Monday, December 5, 2016

Acquisition Chief: LCS Program 'Broke' the Navy | Military.com

Acquisition Chief: LCS Program 'Broke' the Navy | Military.com: The Navy's littoral combat ship is costing taxpayers billions more than budgeted, failing survivability assessments, and may never live up to the original vision for the program, a panel of Navy and government oversight officials told the Senate Armed Services Committee on Thursday.

The hearing, which focused on continued testing and acquisition of the small surface vessels, came at the close of a 12-month period in which five of the eight littoral combat ships in service have suffered major mechanical and engineering casualties. Navy officials have ordered dramatic program overhauls and reviews of ship employment and training in response to the breakdowns.
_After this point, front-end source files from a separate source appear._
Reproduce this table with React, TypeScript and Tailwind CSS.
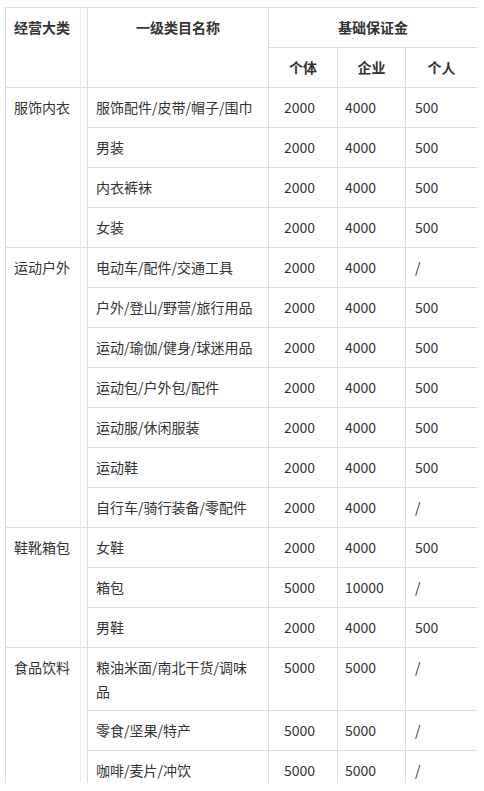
import React from "react";

type Row = { name: React.ReactNode; a: string; b: string; c: string };
type Group = { category: string; rows: Row[] };

const groups: Group[] = [
  {
    category: "服饰内衣",
    rows: [
      { name: "服饰配件/皮带/帽子/围巾", a: "2000", b: "4000", c: "500" },
      { name: "男装", a: "2000", b: "4000", c: "500" },
      { name: "内衣裤袜", a: "2000", b: "4000", c: "500" },
      { name: "女装", a: "2000", b: "4000", c: "500" },
    ],
  },
  {
    category: "运动户外",
    rows: [
      { name: "电动车/配件/交通工具", a: "2000", b: "4000", c: "/" },
      { name: "户外/登山/野营/旅行用品", a: "2000", b: "4000", c: "500" },
      { name: "运动/瑜伽/健身/球迷用品", a: "2000", b: "4000", c: "500" },
      { name: "运动包/户外包/配件", a: "2000", b: "4000", c: "500" },
      { name: "运动服/休闲服装", a: "2000", b: "4000", c: "500" },
      { name: "运动鞋", a: "2000", b: "4000", c: "500" },
      { name: "自行车/骑行装备/零配件", a: "2000", b: "4000", c: "/" },
    ],
  },
  {
    category: "鞋靴箱包",
    rows: [
      { name: "女鞋", a: "2000", b: "4000", c: "500" },
      { name: "箱包", a: "5000", b: "10000", c: "/" },
      { name: "男鞋", a: "2000", b: "4000", c: "500" },
    ],
  },
  {
    category: "食品饮料",
    rows: [
      {
        name: (
          <>
            粮油米面/南北干货/调味
            <br />品
          </>
        ),
        a: "5000",
        b: "5000",
        c: "/",
      },
      { name: "零食/坚果/特产", a: "5000", b: "5000", c: "/" },
      { name: "咖啡/麦片/冲饮", a: "5000", b: "5000", c: "/" },
    ],
  },
];

const cell = "border border-[#dcdcdc] pt-[7px] pb-[7px] align-top leading-6";

export default function App() {
  return (
    <div className="bg-white pl-[5px] pt-[7px] pr-[7px]">
      <div className="h-[776px] overflow-hidden">
        <table
          className="w-[472px] table-fixed border-collapse text-[14px] text-[#333]"
          style={{ fontFamily: '"Noto Sans CJK SC", "Noto Sans", sans-serif' }}
        >
          <colgroup>
            <col className="w-[82px]" />
            <col className="w-[181px]" />
            <col className="w-[69px]" />
            <col className="w-[68px]" />
            <col className="w-[72px]" />
          </colgroup>
          <thead>
            <tr className="h-10">
              <th rowSpan={2} className={`${cell} px-2 text-left font-bold shadow-[inset_-6px_0_0_#fff,inset_-7px_0_0_#f0f0f0]`}>
                经营大类
              </th>
              <th rowSpan={2} className={`${cell} px-2 text-center font-bold`}>
                一级类目名称
              </th>
              <th colSpan={3} className={`${cell} px-2 text-center font-bold`}>
                基础保证金
              </th>
            </tr>
            <tr className="h-10">
              <th className={`${cell} text-center font-bold`}>个体</th>
              <th className={`${cell} text-center font-bold`}>企业</th>
              <th className={`${cell} text-center font-bold`}>个人</th>
            </tr>
          </thead>
          <tbody>
            {groups.map((g) =>
              g.rows.map((r, i) => (
                <tr key={g.category + i} className="h-10">
                  {i === 0 && (
                    <td
                      rowSpan={g.rows.length}
                      className={`${cell} px-2 shadow-[inset_-6px_0_0_#fff,inset_-7px_0_0_#f0f0f0]`}
                    >
                      {g.category}
                    </td>
                  )}
                  <td className={`${cell} px-2`}>{r.name}</td>
                  <td className={`${cell} pl-[15px]`}>{r.a}</td>
                  <td className={`${cell} pl-[7px]`}>{r.b}</td>
                  <td className={`${cell} pl-[9px]`}>{r.c}</td>
                </tr>
              ))
            )}
          </tbody>
        </table>
      </div>
    </div>
  );
}
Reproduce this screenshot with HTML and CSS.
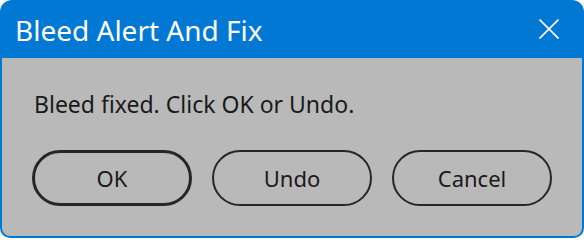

And despite the program's underperformance, costs continue to skyrocket, testified Paul Francis, managing director of acquisition and sourcing management at the Government Accountability Office. The ship's unit cost has more than doubled from $220 million to $478 million apiece, and plans to conduct a "block buy" of 12 redesigned littoral combat ships, to be called frigates, will put taxpayers on the hook for nearly $14 billion, he wrote in a GAO report released Thursday.

"The miracle of LCS didn't happen," Francis told the Senate panel. "... Once the money wheel starts to turn, the business imperatives of budgets and contracts and ship construction take precedence over acquisition and oversight principles."